3e raison : une crise de l’offre

Les effets durables de la pandémie risquent de compliquer la tâche des entreprises qui feront l’objet d’une demande plus élevée. Il sera difficile de produire davantage avec les mêmes capitaux et la même main-d’œuvre disponible. Lorsque la crise prendra fin, les capitaux ne seront pas alloués de la façon la plus productive. De nombreux projets d’expansion et d’investissements ont été gelés. Il est probable que de nouvelles tendances concernant la demande émergeront après la pandémie. De plus, de nombreux travailleurs ont quitté les secteurs les plus touchés. Il sera difficile pour les entreprises d’augmenter leurs capacités. Certaines entreprises, notamment des restaurants, ont tout simplement disparu. Ce qui réduira la capacité disponible pour faire face au retour de la demande.

4e raison : une volonté de la FED

La FED a revu sa politique monétaire à long terme afin de tolérer davantage d’inflation. Auparavant, l’objectif était d’atteindre 2 %, peu importe la durée durant laquelle l’inflation fut inférieure à cet objectif. Désormais, la FED veut obtenir une inflation moyenne de 2 %. Ce qui signifie que l’on devra être au-delà de ce chiffre pendant une période prolongée afin de compenser des années d’inflation inférieure à 2 %.

La banque centrale a notamment dit de façon spécifique qu’elle ne relèvera pas les taux courts tant que le taux de chômage n’aura pas baissé jusqu’à son niveau optimal. Cela signifie que la FED ne réagira pas tant qu’elle estime que l’inflation ne présente pas un risque à la fois persistant et conséquent.

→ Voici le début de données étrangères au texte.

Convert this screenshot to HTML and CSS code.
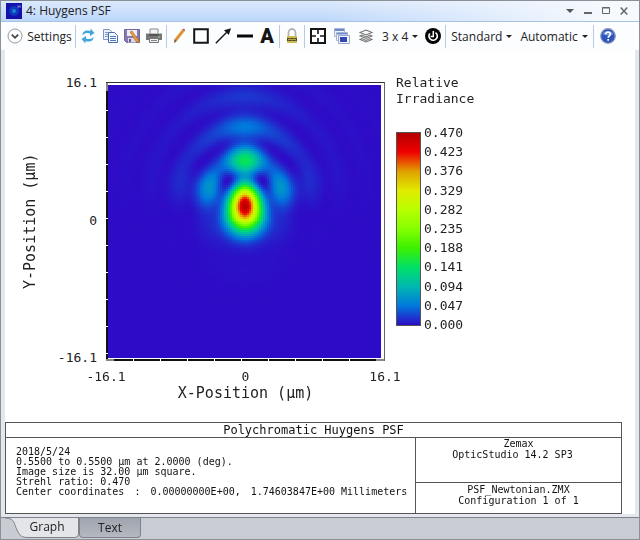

5e raison : l’interventionnisme de l’État

Enfin, le gouvernement est plus susceptible que par le passé de soutenir l’économie en dépensant. L’orthodoxie fiscale est une doctrine révolue. Au lieu de s’inquiéter du fardeau de la dette fédérale qui augmente, des économistes soutiennent désormais des actions agressives afin de compenser la baisse de la demande. De ce fait, le gouvernement ne voudra donc probablement pas réduire les stimulations fiscales aussi vite qu’il l’avait fait après la crise financière de 2008. Une décision qui avait engendré une reprise dont la lenteur avait déçu. Cela dit, l’administration Biden pourrait ne pas être en mesure d’agir comme elle l’entend si les républicains conservent le contrôle du Sénat.

Conclusion

Cela dit, l’inflation pourrait être un grand danger justement parce qu’elle n’est plus perçue en tant que tel. Les décideurs veulent la faire grimper. La plupart des ménages et les entreprises ne la considèrent pas comme un risque. Lorsque la pandémie se dissipera, les risques ne seront plus uniquement à la baisse. Et vu la façon dont les marchés financiers considèrent une inflation basse et des taux planchers comme un acquis, et vu la façon dont ces attentes fournissent un support aux obligations et aux actions, une mauvaise surprise sur ce front pourrait faire des dégâts.